Pages as source code:
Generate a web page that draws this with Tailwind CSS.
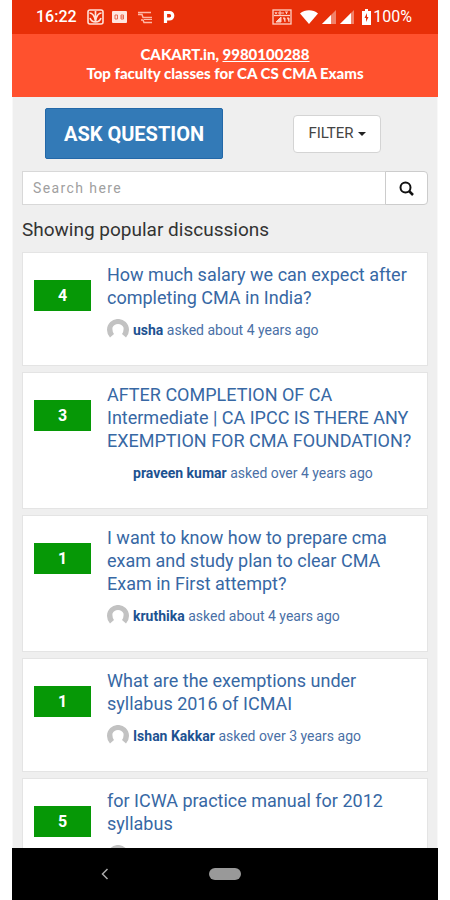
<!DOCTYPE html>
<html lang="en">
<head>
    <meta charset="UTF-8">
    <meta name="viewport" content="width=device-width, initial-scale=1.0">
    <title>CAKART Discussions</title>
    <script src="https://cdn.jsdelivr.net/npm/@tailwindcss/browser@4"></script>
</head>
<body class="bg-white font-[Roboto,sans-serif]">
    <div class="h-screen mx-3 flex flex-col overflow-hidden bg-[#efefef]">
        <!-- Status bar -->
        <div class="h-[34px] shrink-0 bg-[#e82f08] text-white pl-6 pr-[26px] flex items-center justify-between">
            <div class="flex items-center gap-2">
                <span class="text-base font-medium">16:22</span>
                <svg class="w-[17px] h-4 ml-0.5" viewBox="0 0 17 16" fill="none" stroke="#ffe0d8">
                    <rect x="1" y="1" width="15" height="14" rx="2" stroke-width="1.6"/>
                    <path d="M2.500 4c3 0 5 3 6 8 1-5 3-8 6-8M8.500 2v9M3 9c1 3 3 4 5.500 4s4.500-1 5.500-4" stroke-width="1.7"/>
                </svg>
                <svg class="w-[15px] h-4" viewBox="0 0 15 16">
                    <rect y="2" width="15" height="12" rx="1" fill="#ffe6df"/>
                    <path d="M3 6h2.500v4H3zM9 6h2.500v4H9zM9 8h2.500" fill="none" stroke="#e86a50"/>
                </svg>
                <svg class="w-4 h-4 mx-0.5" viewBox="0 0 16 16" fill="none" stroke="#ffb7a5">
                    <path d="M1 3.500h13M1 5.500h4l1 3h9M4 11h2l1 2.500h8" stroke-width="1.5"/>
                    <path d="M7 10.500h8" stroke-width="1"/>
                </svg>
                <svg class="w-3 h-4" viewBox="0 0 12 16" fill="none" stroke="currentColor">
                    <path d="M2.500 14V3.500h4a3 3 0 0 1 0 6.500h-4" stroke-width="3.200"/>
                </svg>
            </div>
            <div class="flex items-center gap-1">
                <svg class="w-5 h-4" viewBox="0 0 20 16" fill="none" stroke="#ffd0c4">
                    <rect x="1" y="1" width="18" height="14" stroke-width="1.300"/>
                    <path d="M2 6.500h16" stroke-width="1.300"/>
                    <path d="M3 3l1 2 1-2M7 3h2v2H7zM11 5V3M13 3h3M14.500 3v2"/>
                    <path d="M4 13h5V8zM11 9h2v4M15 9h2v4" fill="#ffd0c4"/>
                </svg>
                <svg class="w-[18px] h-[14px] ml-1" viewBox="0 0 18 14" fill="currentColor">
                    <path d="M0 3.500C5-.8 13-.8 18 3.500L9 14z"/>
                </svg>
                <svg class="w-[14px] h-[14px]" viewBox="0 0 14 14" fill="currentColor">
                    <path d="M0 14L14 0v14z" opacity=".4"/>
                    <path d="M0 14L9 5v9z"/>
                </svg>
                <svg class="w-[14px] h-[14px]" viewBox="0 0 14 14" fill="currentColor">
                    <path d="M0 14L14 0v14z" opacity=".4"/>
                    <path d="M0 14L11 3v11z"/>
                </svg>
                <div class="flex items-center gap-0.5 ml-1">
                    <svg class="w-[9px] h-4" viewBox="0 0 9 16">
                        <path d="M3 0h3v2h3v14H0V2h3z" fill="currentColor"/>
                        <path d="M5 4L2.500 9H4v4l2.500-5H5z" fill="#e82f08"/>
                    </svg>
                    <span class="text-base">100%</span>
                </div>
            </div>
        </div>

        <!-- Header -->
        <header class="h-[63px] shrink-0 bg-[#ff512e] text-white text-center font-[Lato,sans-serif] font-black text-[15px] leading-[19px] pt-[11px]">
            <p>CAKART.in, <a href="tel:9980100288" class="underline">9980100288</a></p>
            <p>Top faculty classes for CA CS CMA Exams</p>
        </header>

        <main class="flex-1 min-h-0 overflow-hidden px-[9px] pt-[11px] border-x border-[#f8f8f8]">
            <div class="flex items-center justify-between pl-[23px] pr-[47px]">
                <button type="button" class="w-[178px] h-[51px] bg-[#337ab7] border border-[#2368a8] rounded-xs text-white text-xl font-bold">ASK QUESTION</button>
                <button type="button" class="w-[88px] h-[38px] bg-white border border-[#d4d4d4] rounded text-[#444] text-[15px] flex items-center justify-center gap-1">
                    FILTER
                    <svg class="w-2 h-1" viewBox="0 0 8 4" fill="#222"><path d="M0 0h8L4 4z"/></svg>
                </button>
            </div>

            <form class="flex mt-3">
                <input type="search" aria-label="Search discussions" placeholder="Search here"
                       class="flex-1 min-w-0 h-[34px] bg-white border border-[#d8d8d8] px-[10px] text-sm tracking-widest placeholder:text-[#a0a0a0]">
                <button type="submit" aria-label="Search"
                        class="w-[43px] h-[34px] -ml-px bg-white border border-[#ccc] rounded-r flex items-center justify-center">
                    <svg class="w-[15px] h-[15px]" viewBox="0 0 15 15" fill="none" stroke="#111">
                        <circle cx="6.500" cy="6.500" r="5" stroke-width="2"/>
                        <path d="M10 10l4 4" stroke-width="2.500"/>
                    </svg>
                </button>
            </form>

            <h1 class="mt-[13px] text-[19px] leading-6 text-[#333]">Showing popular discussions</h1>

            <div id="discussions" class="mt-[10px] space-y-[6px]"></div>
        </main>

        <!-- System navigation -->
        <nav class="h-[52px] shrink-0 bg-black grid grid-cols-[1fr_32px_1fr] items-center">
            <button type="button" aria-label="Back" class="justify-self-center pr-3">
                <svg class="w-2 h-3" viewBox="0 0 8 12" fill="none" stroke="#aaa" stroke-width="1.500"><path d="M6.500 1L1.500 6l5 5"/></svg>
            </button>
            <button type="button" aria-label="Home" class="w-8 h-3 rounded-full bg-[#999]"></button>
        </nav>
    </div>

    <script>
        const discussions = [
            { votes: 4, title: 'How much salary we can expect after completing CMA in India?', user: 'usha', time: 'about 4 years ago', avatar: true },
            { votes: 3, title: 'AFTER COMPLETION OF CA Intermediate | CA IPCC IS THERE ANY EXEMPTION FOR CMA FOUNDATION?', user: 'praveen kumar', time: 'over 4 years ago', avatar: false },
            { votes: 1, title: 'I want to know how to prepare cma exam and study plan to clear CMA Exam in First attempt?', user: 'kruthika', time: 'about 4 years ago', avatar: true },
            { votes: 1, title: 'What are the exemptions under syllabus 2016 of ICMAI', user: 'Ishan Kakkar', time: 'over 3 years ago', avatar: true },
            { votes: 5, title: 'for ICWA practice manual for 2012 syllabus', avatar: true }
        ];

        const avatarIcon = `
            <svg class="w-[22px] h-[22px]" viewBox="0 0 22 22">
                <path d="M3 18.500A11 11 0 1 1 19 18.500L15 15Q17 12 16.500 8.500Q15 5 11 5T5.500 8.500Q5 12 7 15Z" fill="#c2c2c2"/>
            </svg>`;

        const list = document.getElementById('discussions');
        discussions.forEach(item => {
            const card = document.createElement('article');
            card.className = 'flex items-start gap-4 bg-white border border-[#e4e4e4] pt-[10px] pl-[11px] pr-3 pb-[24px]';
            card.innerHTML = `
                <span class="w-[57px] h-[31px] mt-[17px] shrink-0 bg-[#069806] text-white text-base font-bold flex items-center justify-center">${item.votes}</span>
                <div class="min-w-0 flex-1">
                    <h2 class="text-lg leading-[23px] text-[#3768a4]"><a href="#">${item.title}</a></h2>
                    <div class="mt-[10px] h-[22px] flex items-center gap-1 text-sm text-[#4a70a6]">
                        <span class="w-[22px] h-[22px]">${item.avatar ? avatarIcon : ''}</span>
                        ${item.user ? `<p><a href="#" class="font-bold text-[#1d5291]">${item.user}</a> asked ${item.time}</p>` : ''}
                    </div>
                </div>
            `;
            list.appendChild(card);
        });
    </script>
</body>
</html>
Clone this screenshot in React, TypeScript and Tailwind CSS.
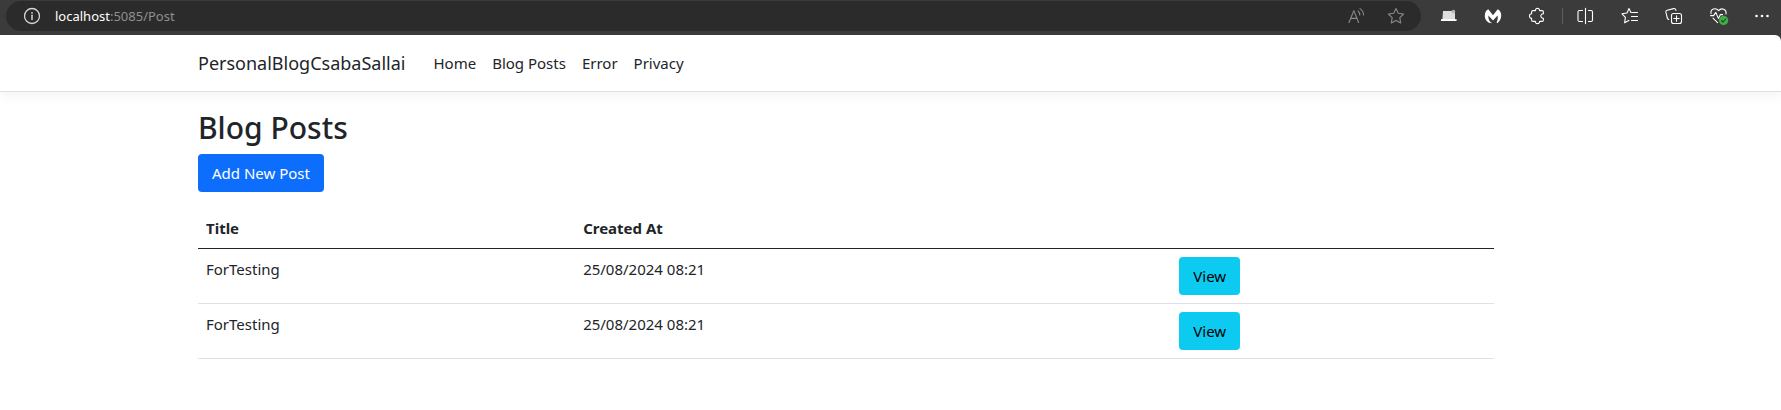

- [GIVEN PROBLEM]: Find every line that has "this" in it, then return those lines.

- [COMPLETED EXERCISE]:
Generate a web page that draws this with Tailwind CSS.
Clone this screenshot in React, TypeScript and Tailwind CSS.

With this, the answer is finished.